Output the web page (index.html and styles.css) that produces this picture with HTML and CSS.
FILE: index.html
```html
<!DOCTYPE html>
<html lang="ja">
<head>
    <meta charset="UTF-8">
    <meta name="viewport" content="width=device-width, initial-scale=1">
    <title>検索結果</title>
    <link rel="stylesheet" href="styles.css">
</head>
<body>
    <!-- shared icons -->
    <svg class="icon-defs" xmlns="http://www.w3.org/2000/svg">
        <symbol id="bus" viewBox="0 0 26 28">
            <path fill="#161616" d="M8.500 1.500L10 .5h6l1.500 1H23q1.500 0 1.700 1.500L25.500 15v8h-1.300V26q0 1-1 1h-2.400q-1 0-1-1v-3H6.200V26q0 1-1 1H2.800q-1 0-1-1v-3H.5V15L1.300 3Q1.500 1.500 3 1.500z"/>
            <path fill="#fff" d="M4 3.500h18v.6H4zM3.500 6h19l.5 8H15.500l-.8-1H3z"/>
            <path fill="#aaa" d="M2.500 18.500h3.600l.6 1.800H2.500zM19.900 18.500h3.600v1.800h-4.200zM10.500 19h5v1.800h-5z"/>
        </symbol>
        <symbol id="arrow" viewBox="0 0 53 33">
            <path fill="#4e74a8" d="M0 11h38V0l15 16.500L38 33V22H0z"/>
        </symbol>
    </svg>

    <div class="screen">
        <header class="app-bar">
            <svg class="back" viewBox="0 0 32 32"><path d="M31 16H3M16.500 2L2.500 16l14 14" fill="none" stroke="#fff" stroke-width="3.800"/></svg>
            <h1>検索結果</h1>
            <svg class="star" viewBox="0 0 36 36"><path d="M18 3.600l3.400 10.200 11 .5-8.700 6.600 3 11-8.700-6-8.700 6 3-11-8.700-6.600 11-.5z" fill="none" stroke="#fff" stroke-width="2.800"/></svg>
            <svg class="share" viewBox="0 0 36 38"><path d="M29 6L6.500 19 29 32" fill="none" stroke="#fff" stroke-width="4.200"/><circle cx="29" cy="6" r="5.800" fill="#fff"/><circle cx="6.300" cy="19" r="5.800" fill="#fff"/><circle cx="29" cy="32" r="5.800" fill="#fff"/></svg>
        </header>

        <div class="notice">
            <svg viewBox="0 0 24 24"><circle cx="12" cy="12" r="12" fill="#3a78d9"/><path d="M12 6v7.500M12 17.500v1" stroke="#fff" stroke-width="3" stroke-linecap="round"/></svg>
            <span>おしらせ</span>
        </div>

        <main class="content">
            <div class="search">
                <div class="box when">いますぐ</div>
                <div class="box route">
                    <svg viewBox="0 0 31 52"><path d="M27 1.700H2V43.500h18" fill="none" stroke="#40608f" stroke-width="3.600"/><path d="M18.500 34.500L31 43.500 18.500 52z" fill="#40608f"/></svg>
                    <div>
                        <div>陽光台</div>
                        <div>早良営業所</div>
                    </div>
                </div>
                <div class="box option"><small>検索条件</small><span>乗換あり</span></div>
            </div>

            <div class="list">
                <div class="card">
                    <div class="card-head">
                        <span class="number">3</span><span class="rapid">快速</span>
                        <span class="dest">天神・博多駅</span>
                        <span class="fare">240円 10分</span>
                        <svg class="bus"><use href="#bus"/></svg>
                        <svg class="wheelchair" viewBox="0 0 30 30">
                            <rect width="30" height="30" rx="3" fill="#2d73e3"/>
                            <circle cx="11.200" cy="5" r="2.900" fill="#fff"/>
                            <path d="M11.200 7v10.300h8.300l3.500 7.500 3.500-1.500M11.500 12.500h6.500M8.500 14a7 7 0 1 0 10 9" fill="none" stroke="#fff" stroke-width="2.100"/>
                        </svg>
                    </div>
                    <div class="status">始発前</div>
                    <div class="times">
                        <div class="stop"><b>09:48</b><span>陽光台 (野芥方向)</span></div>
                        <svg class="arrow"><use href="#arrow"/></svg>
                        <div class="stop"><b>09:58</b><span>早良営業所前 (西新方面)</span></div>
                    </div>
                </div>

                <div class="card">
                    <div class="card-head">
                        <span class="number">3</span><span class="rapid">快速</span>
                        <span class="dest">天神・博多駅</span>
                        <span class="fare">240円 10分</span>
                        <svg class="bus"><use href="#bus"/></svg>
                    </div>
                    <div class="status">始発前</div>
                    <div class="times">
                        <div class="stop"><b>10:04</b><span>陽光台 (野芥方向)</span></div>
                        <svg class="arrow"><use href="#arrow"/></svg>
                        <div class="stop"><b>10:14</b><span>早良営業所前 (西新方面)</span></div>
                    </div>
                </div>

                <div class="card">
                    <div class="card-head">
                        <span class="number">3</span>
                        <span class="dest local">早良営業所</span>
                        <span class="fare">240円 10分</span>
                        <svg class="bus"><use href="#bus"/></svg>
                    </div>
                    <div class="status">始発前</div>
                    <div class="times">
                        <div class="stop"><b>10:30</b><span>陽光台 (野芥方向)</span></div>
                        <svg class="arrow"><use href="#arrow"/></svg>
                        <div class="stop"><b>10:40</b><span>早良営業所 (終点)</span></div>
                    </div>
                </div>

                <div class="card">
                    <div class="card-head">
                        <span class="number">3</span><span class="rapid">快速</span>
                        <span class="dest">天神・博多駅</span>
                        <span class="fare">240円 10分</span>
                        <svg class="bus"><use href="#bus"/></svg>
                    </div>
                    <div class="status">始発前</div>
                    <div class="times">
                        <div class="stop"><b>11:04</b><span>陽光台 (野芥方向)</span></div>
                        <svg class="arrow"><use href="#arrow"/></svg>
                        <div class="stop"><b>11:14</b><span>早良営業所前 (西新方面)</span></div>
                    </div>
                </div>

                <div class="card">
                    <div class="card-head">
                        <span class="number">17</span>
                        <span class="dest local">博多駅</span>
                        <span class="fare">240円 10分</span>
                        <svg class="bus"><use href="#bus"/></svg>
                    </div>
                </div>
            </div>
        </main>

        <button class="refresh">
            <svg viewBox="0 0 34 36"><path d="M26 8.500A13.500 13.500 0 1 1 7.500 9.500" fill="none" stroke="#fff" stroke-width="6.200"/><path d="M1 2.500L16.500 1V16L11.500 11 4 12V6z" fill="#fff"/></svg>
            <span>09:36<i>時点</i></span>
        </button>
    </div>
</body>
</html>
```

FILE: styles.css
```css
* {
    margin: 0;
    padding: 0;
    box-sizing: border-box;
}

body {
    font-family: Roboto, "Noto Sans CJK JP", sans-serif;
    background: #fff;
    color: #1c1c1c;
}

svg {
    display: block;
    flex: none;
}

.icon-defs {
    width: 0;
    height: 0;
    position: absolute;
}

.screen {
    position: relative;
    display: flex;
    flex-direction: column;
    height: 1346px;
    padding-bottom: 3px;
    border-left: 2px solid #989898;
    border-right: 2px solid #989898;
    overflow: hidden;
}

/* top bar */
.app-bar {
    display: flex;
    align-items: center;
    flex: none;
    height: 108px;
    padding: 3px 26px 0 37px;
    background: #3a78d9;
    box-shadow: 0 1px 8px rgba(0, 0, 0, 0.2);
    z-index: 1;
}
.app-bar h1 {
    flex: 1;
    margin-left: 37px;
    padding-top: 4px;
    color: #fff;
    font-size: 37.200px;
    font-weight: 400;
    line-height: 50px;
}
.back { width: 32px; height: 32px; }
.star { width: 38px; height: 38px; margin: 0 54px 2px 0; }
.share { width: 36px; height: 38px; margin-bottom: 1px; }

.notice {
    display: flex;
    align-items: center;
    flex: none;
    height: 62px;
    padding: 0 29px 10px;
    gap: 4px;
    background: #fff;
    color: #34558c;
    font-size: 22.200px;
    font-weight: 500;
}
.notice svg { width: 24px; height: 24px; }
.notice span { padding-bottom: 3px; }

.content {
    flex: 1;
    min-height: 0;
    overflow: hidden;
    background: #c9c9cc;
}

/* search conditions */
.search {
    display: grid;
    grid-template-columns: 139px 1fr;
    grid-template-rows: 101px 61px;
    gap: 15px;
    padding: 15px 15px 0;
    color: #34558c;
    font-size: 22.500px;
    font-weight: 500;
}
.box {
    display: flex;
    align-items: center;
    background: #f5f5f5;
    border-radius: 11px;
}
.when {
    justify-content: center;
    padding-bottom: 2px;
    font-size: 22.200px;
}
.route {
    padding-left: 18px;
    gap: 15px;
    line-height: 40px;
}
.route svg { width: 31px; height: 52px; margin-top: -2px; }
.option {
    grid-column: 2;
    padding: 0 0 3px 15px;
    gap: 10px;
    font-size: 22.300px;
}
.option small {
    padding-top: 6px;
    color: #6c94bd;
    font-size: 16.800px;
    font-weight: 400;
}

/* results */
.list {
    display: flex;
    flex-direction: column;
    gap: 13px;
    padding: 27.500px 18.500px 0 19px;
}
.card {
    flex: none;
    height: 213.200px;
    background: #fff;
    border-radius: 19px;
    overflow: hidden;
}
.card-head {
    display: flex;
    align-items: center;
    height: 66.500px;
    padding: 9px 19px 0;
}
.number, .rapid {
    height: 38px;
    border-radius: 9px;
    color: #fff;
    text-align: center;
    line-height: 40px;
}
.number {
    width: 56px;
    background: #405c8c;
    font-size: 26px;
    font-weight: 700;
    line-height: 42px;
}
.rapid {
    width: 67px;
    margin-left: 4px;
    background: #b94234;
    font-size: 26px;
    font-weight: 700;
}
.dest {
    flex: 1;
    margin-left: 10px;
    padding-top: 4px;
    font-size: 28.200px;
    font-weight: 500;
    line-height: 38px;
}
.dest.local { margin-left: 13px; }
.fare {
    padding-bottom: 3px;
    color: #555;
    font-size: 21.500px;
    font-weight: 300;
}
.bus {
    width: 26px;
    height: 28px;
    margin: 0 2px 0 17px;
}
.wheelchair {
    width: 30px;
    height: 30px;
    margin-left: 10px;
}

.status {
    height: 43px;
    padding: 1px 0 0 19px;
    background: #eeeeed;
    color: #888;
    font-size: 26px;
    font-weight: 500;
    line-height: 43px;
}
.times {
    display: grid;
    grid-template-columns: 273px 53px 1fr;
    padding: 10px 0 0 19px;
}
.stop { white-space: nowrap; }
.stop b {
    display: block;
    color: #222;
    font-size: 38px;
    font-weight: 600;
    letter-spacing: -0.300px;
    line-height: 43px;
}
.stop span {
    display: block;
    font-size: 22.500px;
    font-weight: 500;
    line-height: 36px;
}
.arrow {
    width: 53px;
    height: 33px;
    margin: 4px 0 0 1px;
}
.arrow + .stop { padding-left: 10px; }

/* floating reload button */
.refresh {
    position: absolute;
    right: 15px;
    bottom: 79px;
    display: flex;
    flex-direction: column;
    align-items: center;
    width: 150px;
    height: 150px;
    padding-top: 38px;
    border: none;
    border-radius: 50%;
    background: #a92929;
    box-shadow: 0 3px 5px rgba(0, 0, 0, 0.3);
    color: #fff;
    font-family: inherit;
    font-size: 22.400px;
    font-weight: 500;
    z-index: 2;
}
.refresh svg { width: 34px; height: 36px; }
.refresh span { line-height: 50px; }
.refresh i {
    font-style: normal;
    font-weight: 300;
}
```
====
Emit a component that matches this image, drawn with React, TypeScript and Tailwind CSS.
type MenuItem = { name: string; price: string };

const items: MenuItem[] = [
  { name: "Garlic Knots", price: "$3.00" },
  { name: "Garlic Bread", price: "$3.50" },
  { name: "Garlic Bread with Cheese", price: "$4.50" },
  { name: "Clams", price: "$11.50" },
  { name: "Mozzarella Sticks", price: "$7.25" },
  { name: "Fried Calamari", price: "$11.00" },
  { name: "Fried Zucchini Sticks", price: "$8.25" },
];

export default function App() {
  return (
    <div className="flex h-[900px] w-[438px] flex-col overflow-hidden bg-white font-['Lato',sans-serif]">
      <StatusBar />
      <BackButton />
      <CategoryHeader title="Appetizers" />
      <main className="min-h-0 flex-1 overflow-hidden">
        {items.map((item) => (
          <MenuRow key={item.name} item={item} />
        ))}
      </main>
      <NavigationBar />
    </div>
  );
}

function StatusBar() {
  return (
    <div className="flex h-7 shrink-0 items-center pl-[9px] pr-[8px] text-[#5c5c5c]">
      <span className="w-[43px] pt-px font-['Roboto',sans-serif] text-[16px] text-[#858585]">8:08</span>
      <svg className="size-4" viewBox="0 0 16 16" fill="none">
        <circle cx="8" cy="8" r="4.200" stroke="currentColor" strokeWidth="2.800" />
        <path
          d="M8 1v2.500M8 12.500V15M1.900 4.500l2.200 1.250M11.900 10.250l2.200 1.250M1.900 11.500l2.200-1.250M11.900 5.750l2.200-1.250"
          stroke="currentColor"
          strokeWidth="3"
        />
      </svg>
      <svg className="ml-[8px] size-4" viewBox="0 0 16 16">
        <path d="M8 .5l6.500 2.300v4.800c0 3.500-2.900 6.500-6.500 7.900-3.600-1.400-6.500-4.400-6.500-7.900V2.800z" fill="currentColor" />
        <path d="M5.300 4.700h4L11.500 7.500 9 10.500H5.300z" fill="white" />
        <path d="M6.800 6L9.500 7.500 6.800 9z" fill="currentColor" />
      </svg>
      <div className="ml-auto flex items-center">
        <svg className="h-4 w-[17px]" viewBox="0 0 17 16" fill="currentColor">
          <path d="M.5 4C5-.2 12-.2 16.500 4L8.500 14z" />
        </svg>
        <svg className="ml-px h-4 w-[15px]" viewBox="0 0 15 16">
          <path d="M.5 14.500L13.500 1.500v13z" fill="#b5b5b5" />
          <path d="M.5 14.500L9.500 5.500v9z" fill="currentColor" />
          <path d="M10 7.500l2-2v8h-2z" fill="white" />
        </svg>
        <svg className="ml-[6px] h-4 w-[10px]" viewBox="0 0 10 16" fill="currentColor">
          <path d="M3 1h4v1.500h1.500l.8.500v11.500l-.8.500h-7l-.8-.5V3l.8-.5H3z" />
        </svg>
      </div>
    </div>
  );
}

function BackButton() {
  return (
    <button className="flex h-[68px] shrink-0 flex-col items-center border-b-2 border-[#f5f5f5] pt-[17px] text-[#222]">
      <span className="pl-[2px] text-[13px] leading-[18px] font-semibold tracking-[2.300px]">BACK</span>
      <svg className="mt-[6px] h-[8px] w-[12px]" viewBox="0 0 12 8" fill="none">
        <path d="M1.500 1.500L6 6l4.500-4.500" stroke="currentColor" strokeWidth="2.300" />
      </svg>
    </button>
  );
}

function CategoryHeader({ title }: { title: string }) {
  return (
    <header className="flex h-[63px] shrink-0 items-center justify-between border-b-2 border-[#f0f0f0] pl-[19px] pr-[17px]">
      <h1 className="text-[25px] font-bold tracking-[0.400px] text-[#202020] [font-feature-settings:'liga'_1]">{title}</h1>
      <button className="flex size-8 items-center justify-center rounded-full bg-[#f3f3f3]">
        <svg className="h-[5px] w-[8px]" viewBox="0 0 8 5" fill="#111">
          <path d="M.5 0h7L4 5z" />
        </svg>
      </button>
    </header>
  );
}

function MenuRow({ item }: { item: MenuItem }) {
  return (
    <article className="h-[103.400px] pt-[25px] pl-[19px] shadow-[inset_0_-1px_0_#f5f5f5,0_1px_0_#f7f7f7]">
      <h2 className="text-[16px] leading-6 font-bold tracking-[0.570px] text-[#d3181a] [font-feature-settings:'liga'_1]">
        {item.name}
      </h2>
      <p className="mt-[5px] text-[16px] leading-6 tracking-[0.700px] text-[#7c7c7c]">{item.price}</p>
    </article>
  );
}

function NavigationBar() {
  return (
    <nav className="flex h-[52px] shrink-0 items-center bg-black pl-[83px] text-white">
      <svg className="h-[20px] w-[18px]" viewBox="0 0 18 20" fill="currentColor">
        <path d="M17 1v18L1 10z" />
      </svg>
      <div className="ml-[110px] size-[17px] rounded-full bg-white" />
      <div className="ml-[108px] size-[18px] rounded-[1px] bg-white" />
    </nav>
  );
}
====
SHORT TASK => Give every line of the material that includes the string "index".

REPLY TO THE EXERCISE =>
Output the web page (index.html and styles.css) that produces this picture with HTML and CSS.
FILE: index.html
    z-index: 1;
    z-index: 2;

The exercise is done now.